On 25 July 2018 the Women and Equalities Committee published its report and five point plan to tackle sexual harassment in the workplace. This follows increasing pressure for focus on stamping out sexual harassment following the Weinstein scandal, #metoo campaign and the Equalities and Human Rights Commission report ‘Turning the tables: ending sexual harassment at work’ (March 2018).
The five steps are:
- Both employers and regulators should be putting sexual harassment at the top of their agenda and there should be a positive duty on employers to protect workers.
- Regulatory bodies should take a more active role in protecting workers. The government should require regulators such as the HSE, the Solicitors’ Regulation Authority, Ofsted and the Financial Conduct Authority to introduce action plans and sanctions.
- Enforcement should be easier for employees. For example, it proposed that there should be a statutory code of practice making clear what employers should do and how to introduce clear reporting systems and guidance for victims. Some of the barriers to bringing employment tribunal claims should be lowered, for example, increasing the time limit for bringing sexual harassment claims.

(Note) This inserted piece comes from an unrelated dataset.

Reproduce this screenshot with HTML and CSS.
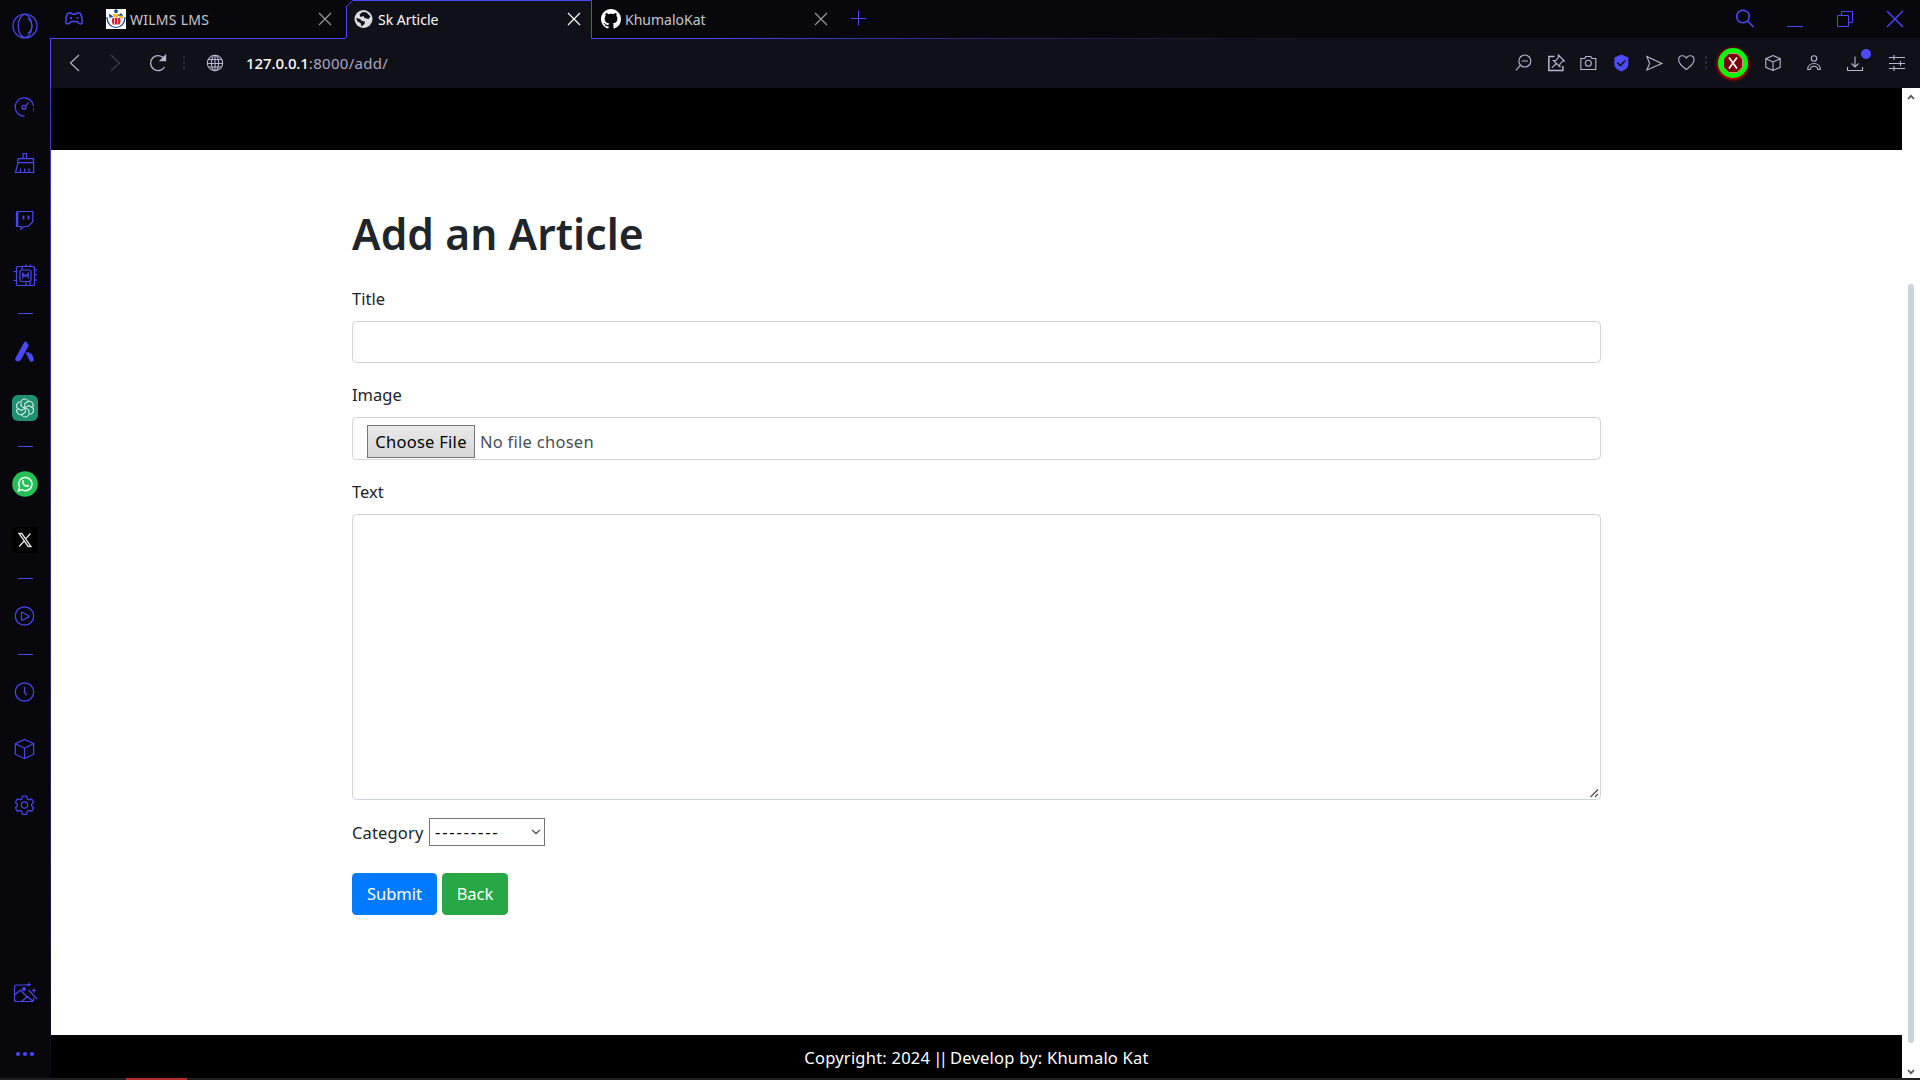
FILE: index.html
```html
<!DOCTYPE html>
<html lang="en">
<head>
<meta charset="utf-8">
<title>Sk Article</title>
<link rel="stylesheet" href="styles.css">
</head>
<body>
<div class="browser">
  <aside class="sidebar">
    <svg class="ico opera" viewBox="0 0 26 26"><circle cx="13" cy="13" r="12"/><ellipse cx="13" cy="13" rx="6.8" ry="11.5"/><path d="M15.5 5.8c6 2.500 6 12 0 14.400"/></svg>
    <svg class="ico speed" viewBox="0 0 26 26"><path d="M12.500 22.200A9.200 9.200 0 1 1 21.500 12"/><path d="M21.500 14v4" stroke-dasharray="1.200 1.200"/><circle cx="12" cy="13.300" r="2"/><path d="m13.500 11.800 3.200-3.200"/></svg>
    <svg class="ico" viewBox="0 0 26 26"><path d="M11 9V3.500h3.500V9M6 8.700h15.500v4H6zM6 12.700 3.500 22.500h18.200v-9.800M8 22.500l.8-4M12.700 22.500v-4M17 22.500v-4"/></svg>
    <svg class="ico" viewBox="0 0 26 26"><path d="M5 4.500h15.800v10.300L16 19.500h-4l-3 2.700v-2.700H4.500V6z"/><path d="M5.200 5v14" stroke-width="2.200"/><path d="M11.500 8.500v4M16.500 8.500v4" stroke-width="1.800"/></svg>
    <svg class="ico chip" viewBox="0 0 26 26"><rect x="4.500" y="3.500" width="18" height="19" rx="1"/><rect x="8" y="7" width="11" height="11.500" rx="2"/><path d="M10.800 15.500v-5l2.700 3 2.700-3v5" stroke-width="1.300"/><path d="M10 3.500V7M14 1.500v2M18.500 1.500v2M14 18.500v4M18 18.500v4M22.500 7h2.500M22.500 12h2.500M22.500 17h2.500M1.500 8.500h3M1.500 17.500h3"/></svg>
    <span class="dash after-chip"></span>
    <svg class="ico solid" viewBox="0 0 26 26"><path d="M12 3.500c1-1.300 2.300-1.200 3 0l1.700 3.300L9 20.800c-1.300 2-3.300 2-4.700 1.200-1.300-.7-1.500-1.600-.9-2.800zM13.500 13.500c5-1 7.500 2 8.300 7.300.2 1.600-1.600 2-3.500 1.900z"/></svg>
    <svg class="ico gpt" viewBox="0 0 26 26"><rect width="26" height="26" rx="6"/><path d="M12.700 13.200 9 11V7.500c0-4 6-4.700 7.300-1.300"/><path d="M12.700 13.200 9 11V7.500c0-4 6-4.700 7.300-1.300" transform="rotate(60 13 13)"/><path d="M12.700 13.200 9 11V7.500c0-4 6-4.700 7.300-1.300" transform="rotate(120 13 13)"/><path d="M12.700 13.200 9 11V7.500c0-4 6-4.700 7.300-1.300" transform="rotate(180 13 13)"/><path d="M12.700 13.200 9 11V7.500c0-4 6-4.700 7.300-1.300" transform="rotate(240 13 13)"/><path d="M12.700 13.200 9 11V7.500c0-4 6-4.700 7.300-1.300" transform="rotate(300 13 13)"/></svg>
    <span class="dash"></span>
    <svg class="ico whatsapp" viewBox="0 0 26 26"><circle class="disc" cx="13" cy="13" r="12.800"/><path d="m6.500 19.800 1-3.700a6.600 6.600 0 1 1 2.500 2.600z"/><path class="phone" d="M10.500 9.200c1-.6 1.300.2 1.700 1.600l-.7 1c.6 1.300 1.500 2 2.800 2.600l1-1c1.700.6 2.200.9 1.400 2-2.300 2.500-8.300-2.300-6.200-6.200z"/></svg>
    <svg class="ico xlogo" viewBox="0 0 26 26"><rect width="26" height="26" rx="5"/><path d="M7 6.500h2.800l9.200 13h-2.800zM18.500 6.500l-4.800 5.400M12 14.200l-4.800 5.300"/></svg>
    <span class="dash"></span>
    <svg class="ico" viewBox="0 0 26 26"><circle cx="12.500" cy="13" r="9.200"/><path d="M9.500 9.500v7.300l1 .3 6.500-3.300v-.8l-6.500-3.700z"/></svg>
    <span class="dash"></span>
    <svg class="ico" viewBox="0 0 26 26"><circle cx="12.500" cy="13" r="9.200"/><path d="M12.500 8v5.500l2.500 2.700"/></svg>
    <svg class="ico" viewBox="0 0 26 26"><path d="m12.500 3.500 9.200 4.200v10.500l-9.200 4.500-9.200-4.500V7.700zM3.300 7.700l9.200 4.500 9.200-4.500M12.500 12.200v10.500"/></svg>
    <svg class="ico" viewBox="0 0 26 26"><circle cx="12.500" cy="13" r="3.200"/><path d="M10.500 4h4l.8 2.800 1.700 1 2.700-.8 1.900 3.300-2 2v1.600l2 2-1.900 3.300-2.700-.8-1.700 1-.8 2.900h-4l-.8-2.900-1.700-1-2.700.8-1.900-3.300 2-2v-1.600l-2-2L5.300 7l2.700.8 1.700-1z"/></svg>
    <svg class="ico picture" viewBox="0 0 26 26"><path d="M16 5H4.500a2 2 0 0 0-2 2v12.500a2 2 0 0 0 2 2h15a2 2 0 0 0 2-2V18M2.500 15l6-5 7.500 8M10 21l5.500-4.500L20.500 21M16.500 10l8.500 9M15 4.500h4M17 2.500v4M20 10.500h4M22 8.500v4"/><circle cx="12" cy="9" r="1.300" fill="#4a48f5"/></svg>
    <svg class="ico solid more" viewBox="0 0 26 26"><circle cx="6" cy="13" r="2.100"/><circle cx="13" cy="13" r="2.100"/><circle cx="20" cy="13" r="2.100"/></svg>
  </aside>

  <div class="window">
    <header class="tabstrip">
      <svg class="gx" viewBox="0 0 20 16"><path d="M5 2h2l1.200 1.200h3.600L13 2h2c2 0 2.400 2 3 6 .5 3.500.3 5-1.500 5-1.300 0-2-.7-3.500-2.500H7C5.500 12.300 4.800 13 3.500 13 1.700 13 1.500 11.500 2 8c.6-4 1-6 3-6z"/><path d="M7 6v2M6 7h2M12.500 7h2"/></svg>
      <div class="tab first">
        <svg class="fav" viewBox="0 0 20 20"><path fill="#fff" d="M0 0h20v20H0z"/><path fill="none" stroke="#1a4a94" stroke-width="1.200" d="M1 8c0 14 18 14 18 0"/><path fill="#15498d" d="M8 1.500 10 0l2 1.500-.7 2.500H8.700zM3 4.500l4.500 3.300-4 1.200z"/><path fill="#efb730" d="m6.500 4.500 3.500.700 3.500-.700-1.500 4H8zM17 5.500l-5 3 5 1z"/><path fill="#15498d" d="m15 4-3 3 5-.500z"/><path fill="#cf2034" d="M6.500 9h7.500l.7 3-1 3.500h-7l-1-3.500z"/><path stroke="#fff" stroke-width=".7" d="M8.500 9v6.500M11.700 9v6.500"/></svg>
        <span class="tab-title wide">WILMS LMS</span>
        <svg class="x" viewBox="0 0 14 14"><path d="m1 1 12 12M13 1 1 13"/></svg>
      </div>
      <div class="tab active">
        <svg class="outline" viewBox="-1 0 247 39"><path class="face" d="M-1 39 .5 37V6.500L7 .5h238.500V39z"/><path class="edge" d="M-1 38.500.5 37V6.500L7 .5h238.500v38"/></svg>
        <svg class="fav" viewBox="0 0 20 20"><circle cx="9.500" cy="10" r="9" fill="#dedee2"/><path fill="#101018" d="M5.500 5.500 8.500 3l4 .5 4 4-2 2.500-4-1-1-2-3 1zM2 9l4 1 2 2 3 .5-.5 2.500-3 2.500-1-3.500-3-1.500z"/></svg>
        <span class="tab-title">Sk Article</span>
        <svg class="x" viewBox="0 0 14 14"><path d="m1 1 12 12M13 1 1 13"/></svg>
      </div>
      <div class="tab third">
        <svg class="fav" viewBox="0 0 16 16"><path fill="#fff" d="M8 0C3.580 0 0 3.580 0 8c0 3.540 2.290 6.530 5.470 7.590.4.070.550-.170.550-.380 0-.190-.010-.820-.010-1.490-2.010.370-2.530-.490-2.690-.940-.090-.230-.480-.940-.820-1.130-.280-.150-.680-.520-.010-.530.630-.010 1.080.580 1.230.820.720 1.210 1.870.870 2.330.660.070-.520.280-.870.510-1.070-1.780-.200-3.640-.890-3.640-3.950 0-.870.310-1.590.820-2.150-.080-.200-.360-1.020.080-2.120 0 0 .670-.210 2.200.820.640-.180 1.320-.270 2-.270s1.360.090 2 .270c1.530-1.040 2.200-.820 2.200-.820.440 1.100.160 1.920.080 2.120.510.560.820 1.270.820 2.150 0 3.070-1.870 3.750-3.650 3.950.290.250.540.730.540 1.480 0 1.070-.010 1.930-.010 2.200 0 .210.150.460.550.380A8.010 8.010 0 0 0 16 8c0-4.420-3.580-8-8-8z"/></svg>
        <span class="tab-title">KhumaloKat</span>
        <svg class="x" viewBox="0 0 14 14"><path d="m1 1 12 12M13 1 1 13"/></svg>
      </div>
      <svg class="plus" viewBox="0 0 16 16"><path d="M7.500 .500v15M0 8.500h15"/></svg>
      <div class="controls">
        <svg viewBox="0 0 20 20"><circle cx="8" cy="7.500" r="6.300"/><path d="m12.500 12 6 6"/></svg>
        <svg viewBox="0 0 20 20"><path d="M2 17.500h16"/></svg>
        <svg viewBox="0 0 20 20"><path d="M2.500 6.500h11v11h-11zM6.500 6.500v-4h11v11h-4"/></svg>
        <svg viewBox="0 0 20 20"><path d="m2 2 16 16M18 2 2 18" stroke-width="1.400"/></svg>
      </div>
    </header>

    <nav class="toolbar">
      <svg class="tb back" viewBox="0 0 20 20"><path d="m14 2-8.500 8 8.500 8"/></svg>
      <svg class="tb fwd" viewBox="0 0 20 20"><path d="m6 2 8.500 8-8.500 8"/></svg>
      <svg class="tb reload" viewBox="0 0 20 20"><path d="M16.500 14A7.500 7.500 0 1 1 16 5.500" /><path d="M17.500 2.500v5h-5z" fill="#b9b6d3"/></svg>
      <i class="sep"></i>
      <svg class="tb globe" viewBox="0 0 20 20"><circle cx="10" cy="10" r="7.700"/><ellipse cx="10" cy="10" rx="3.600" ry="7.700"/><path d="M10 2.300v15.400M3.500 6.500h13M2.300 10.500h15.400M4 14h12"/></svg>
      <div class="url"><b>127.0.0.1</b><span>:8000/add/</span></div>
      <div class="actions">
        <svg class="tb" viewBox="0 0 20 20"><circle cx="11.500" cy="8" r="6"/><path d="m7 12.300-4.500 5M8.500 8h6"/></svg>
        <svg class="tb" viewBox="0 0 20 20"><path d="M8 3.500H2.500v14h14V13" stroke-width="1.500"/><path d="m12 2 6 6-2 .5-2.500 2.700v2.500L7 7.500h2.500L12 4.500zM10 10.500l-4.500 4.300"/></svg>
        <svg class="tb" viewBox="0 0 20 20"><path d="M2.500 5.500h4l1-2h5l1 2h4v11h-15z"/><circle cx="10" cy="10.300" r="3"/></svg>
        <svg class="tb" viewBox="0 0 20 20"><path d="m10 1.500 7 3v7c0 3.500-3.500 5.500-7 7-3.500-1.500-7-3.500-7-7v-7z" fill="#4d4bff" stroke="none"/><path d="m6 9.500 3 3L14 7.500" stroke="#101018" stroke-width="1.600"/></svg>
        <svg class="tb" viewBox="0 0 20 20"><path d="m2.500 3.500 15 7-15 6.500 2.800-6.500z"/></svg>
        <svg class="tb" viewBox="0 0 20 20"><path d="M10 16.500C5 13 2.300 10.500 2.300 6.500c0-4.500 6-5 7.700-1.500 1.700-3.500 7.700-3 7.700 1.500 0 4-2.700 6.500-7.700 10z"/></svg>
      </div>
      <i class="sep right"></i>
      <div class="extension"><svg viewBox="0 0 20 20"><path fill="#7d0006" stroke="#e8b0a8" stroke-width=".8" d="M6 .5h8L19.500 6v8L14 19.500H6L.5 14V6z"/><path stroke="#fff" stroke-width="1.700" d="m6 4.500 8 11M14 4.500l-8 11"/></svg></div>
      <div class="slot cube"><svg class="tb" viewBox="0 0 20 20"><path d="m10 2.500 7.200 3.200v8.600L10 17.500l-7.200-3.200V5.700zM2.800 5.700 10 9l7.200-3.300M10 9v8.500"/></svg></div>
      <div class="slot person"><svg class="tb" viewBox="0 0 20 20"><circle cx="10" cy="5.500" r="2.700"/><path d="M3.700 16.500C4 8.500 16 8.500 16.300 16.500h-2.500c-.5-4.300-7.100-4.300-7.600 0z"/></svg></div>
      <div class="slot download"><svg class="tb" viewBox="0 0 20 20"><path d="M10 3.500v10M6.500 10.500 10 14l3.500-3.500M2.500 14v3.500h15V14"/></svg><i class="badge"></i></div>
      <div class="slot tune"><svg class="tb" viewBox="0 0 20 20"><path d="M2 4.500h16M2 10.500h16M2 15.500h16M7 2v5M13.500 8v5M7 13v5"/></svg></div>
    </nav>

    <div class="viewport">
      <main class="page">
        <div class="masthead"></div>
        <form class="article-form">
          <h1>Add an Article</h1>
          <label>Title</label>
          <input class="control" type="text">
          <label>Image</label>
          <div class="control file"><button type="button">Choose File</button><span class="file-name">No file chosen</span></div>
          <label>Text</label>
          <div class="area"><textarea class="control"></textarea><svg class="grip" viewBox="0 0 9 9"><path d="M.5 8 8 .5M5 8l3-3"/></svg></div>
          <div class="category"><span class="caption">Category</span><div class="select"><span class="opt">---------</span><svg viewBox="0 0 10 6"><path d="m1 1 4 3.500L9 1"/></svg></div></div>
          <div class="buttons"><button class="btn submit" type="button">Submit</button><button class="btn return" type="button">Back</button></div>
        </form>
        <footer>Copyright: 2024 <span class="bars">||</span> Develop by: Khumalo Kat</footer>
      </main>
      <div class="scrollbar">
        <svg viewBox="0 0 8 6"><path d="m1 5 3-3.200L7 5"/></svg>
        <i class="thumb"></i>
        <svg viewBox="0 0 8 6"><path d="m1 1 3 3.200L7 1"/></svg>
      </div>
    </div>
  </div>
</div>
<div class="taskbar"><i></i></div>
</body>
</html>
```
FILE: styles.css
```css
* { box-sizing: border-box; }
body { margin: 0; width: 1920px; height: 1080px; overflow: hidden; background: #08070c; font-family: "Noto Sans", "Open Sans", sans-serif; }
svg { display: block; fill: none; flex: none; }
i { display: block; }

.browser { display: flex; height: 1078px; }

/* Sidebar */
.sidebar { width: 50px; flex: none; display: flex; flex-direction: column; align-items: center; padding: 12.500px 0 11px; background: #08070c; }
.ico { width: 26px; height: 26px; flex: none; stroke: #4a48f5; stroke-width: 1.2; margin-bottom: 30.500px; }
.ico.opera { margin-bottom: 55px; }
.ico.chip { margin-bottom: 23.500px; }
.ico.solid { fill: #4a48f5; stroke: none; }
.dash { width: 15px; height: 1px; flex: none; background: #4a48f5; margin: -5.800px 0 24.200px; }
.dash.after-chip { margin: 0 0 25px; }
.gpt rect { fill: #1f9070; stroke: none; }
.gpt path { stroke: #e3f4ee; stroke-width: 1; }
.whatsapp .disc { fill: #25bf58; stroke: none; }
.whatsapp path { stroke: #f0fff4; stroke-width: 1.5; }
.whatsapp .phone { fill: #f0fff4; stroke: none; }
.xlogo rect { fill: #000; stroke: none; }
.xlogo path { stroke: #e4e4e4; stroke-width: 1.3; }
.ico.picture { margin-top: auto; margin-bottom: 35px; }
.ico.more { margin-bottom: 0; }

/* Tabs */
.window { flex: 1; display: flex; flex-direction: column; min-width: 0; }
.tabstrip { height: 39px; flex: none; display: flex; align-items: center; padding-bottom: 1px; background: linear-gradient(90deg, #4b49ff 0, #4b49ff 640px, #242265 960px, #111019 1250px) bottom / 100% 1px no-repeat, #08070c; }
.gx { width: 20px; height: 16px; margin-left: 14px; stroke: #4a48f5; stroke-width: 1.500; }
.tab { display: flex; align-items: center; height: 38px; position: relative; font-size: 14px; color: #c6c6ca; }
.tab.first { width: 240px; margin-left: 22px; }
.tab.active { width: 246px; padding-left: 8px; color: #fff; }
.tab.third { width: 245px; padding-left: 9px; }
.outline { position: absolute; left: -1px; top: 0; width: 247px; height: 39px; }
.outline .face { fill: #101018; }
.outline .edge { stroke: #4b49ff; }
.fav { width: 20px; height: 20px; position: relative; }
.tab-title { margin-left: 4px; position: relative; white-space: nowrap; }
.tab-title.wide { letter-spacing: .25px; }
.x { width: 14px; height: 14px; margin-left: auto; margin-right: 14px; stroke: #98989c; stroke-width: 1.2; position: relative; }
.active .x { stroke: #fff; margin-right: 11px; }
.third .x { margin-right: 9px; }
.plus { width: 16px; height: 16px; margin-left: 14px; margin-bottom: 3px; stroke: #4b49ff; }
.controls { margin-left: auto; display: flex; }
.controls svg { width: 50px; height: 20px; stroke: #4b49ff; stroke-width: 1; }
.controls svg:first-child { stroke-width: 1.600; }

/* Address bar */
.toolbar { height: 49px; flex: none; display: flex; align-items: center; padding-bottom: 2px; border-left: 1px solid #4b49ff; background: #101018; }
.tb { width: 20px; height: 20px; stroke: #b9b6d3; stroke-width: 1.100; }
.back { margin-left: 14px; }
.fwd { margin-left: 20px; stroke: #42414d; }
.reload { margin-left: 23px; stroke-width: 1.400; }
.sep { width: 2px; height: 13px; margin-left: 15px; background: repeating-linear-gradient(#29283e 0 3px, transparent 3px 5px); }
.globe { margin-left: 20px; }
.url { margin-left: 21px; font-size: 15px; color: #aaa7c4; display: flex; }
.url b { color: #fff; font-weight: 500; letter-spacing: -.1px; }
.url span { letter-spacing: .3px; }
.actions { margin-left: auto; display: flex; }
.actions .tb { width: 32.700px; }
.sep.right { margin-left: 2px; }
.extension { width: 30px; height: 30px; margin: 0 7px 0 11px; border: 5px solid #00fa00; border-radius: 50%; background: #7d0006; box-shadow: 0 1px 3px 1px #d80000; display: grid; place-items: center; }
.extension svg { width: 20px; height: 20px; }
.slot { display: flex; justify-content: center; position: relative; }
.cube { width: 35px; }
.person { width: 48px; }
.download { width: 34px; }
.tune { width: 48px; padding-left: 2px; }
.badge { position: absolute; width: 10px; height: 10px; border-radius: 50%; background: #4d4bff; left: 23px; top: -4px; }

/* Page */
.viewport { flex: 1; display: flex; padding-left: 1px; background: linear-gradient(#3e3ccd, #24235f 75%, #0b0a14) left / 1px 100% no-repeat, #fff; min-height: 0; }
.page { flex: 1; display: flex; flex-direction: column; }
.masthead { height: 62px; flex: none; background: #000; }
.article-form { flex: 1; width: 1249px; margin-left: 301px; padding-top: 57px; color: #212529; font-size: 16.500px; }
h1 { margin: 0 0 26px; font-size: 42.500px; line-height: 53px; font-weight: 600; letter-spacing: .1px; }
label { display: block; height: 26px; line-height: 26px; margin-bottom: 9px; }
.control { display: block; width: 100%; height: 42px; margin: 0 0 19px; border: 1px solid #ced4da; border-radius: 4.400px; background: #fff; outline: none; }
.file { height: 43px; display: flex; align-items: flex-start; padding: 7px 14px; color: #495057; letter-spacing: .27px; }
.file button { width: 108px; height: 33px; padding: 0; border: 1px solid #767676; background: linear-gradient(#e9e9e9, #d6d6d6); font: inherit; letter-spacing: .27px; color: #000; line-height: 31px; }
.file-name { margin-left: 5px; line-height: 33px; }
.area { position: relative; }
textarea.control { height: 286px; resize: none; margin-bottom: 18px; }
.grip { position: absolute; right: 2px; bottom: 2px; width: 9px; height: 9px; stroke: #4f4f4f; stroke-width: 1.300; }
.category { display: flex; align-items: center; height: 28px; }
.caption { width: 72px; letter-spacing: .15px; }
.select { display: flex; align-items: center; justify-content: space-between; width: 116px; height: 28px; margin-left: 5px; padding: 0 3px 0 5px; border: 1px solid #767676; color: #000; }
.opt { letter-spacing: 1.850px; line-height: 24px; }
.select svg { width: 10px; height: 6px; stroke: #5c5c5c; stroke-width: 1.500; }
.buttons { display: flex; gap: 5px; margin-top: 27px; }
.btn { height: 42px; padding: 0 0 2px; border: 0; border-radius: 4.400px; color: #fff; font: inherit; }
.submit { width: 85px; background: #007bff; }
.return { width: 66px; background: #28a745; }
footer { height: 43px; flex: none; background: #000; color: #fff; text-align: center; line-height: 45px; font-size: 16.500px; letter-spacing: .22px; }
.bars { letter-spacing: -3.400px; margin: 0 1px 0 -1.500px; }
.scrollbar { width: 18px; flex: none; display: flex; flex-direction: column; align-items: center; padding: 6px 0 3px; background: #fff; }
.scrollbar svg { width: 8px; height: 6px; stroke: #555; stroke-width: 1.800; }
.thumb { width: 6px; height: 759px; margin: 184px 0 auto; border-radius: 3px; background: #c9d5dc; }

.taskbar { height: 2px; background: #221f22; }
.taskbar i { width: 61px; height: 2px; margin-left: 126px; background: #b92b32; }
```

- The use of non-disclosure agreements should be better controlled and it should be a criminal offence for an employer to use a confidentiality clause designed to prevent a protected disclosure.
- Data should be collected to find out the extent of sexual harassment in the workplace.
Many of the recommendations are not ‘new’ to employment lawyers. They bring back memories of the statutory disciplinary and grievance procedures and third party harassment provisions, both of which were eventually scrapped.
Therefore, it remains to be seen to what extent these measures will be implemented and, if they are, how useful they will be. However, it is certainly a positive step that a spotlight is being shone on this area and highlights that employers need to act proactively to protect their employees.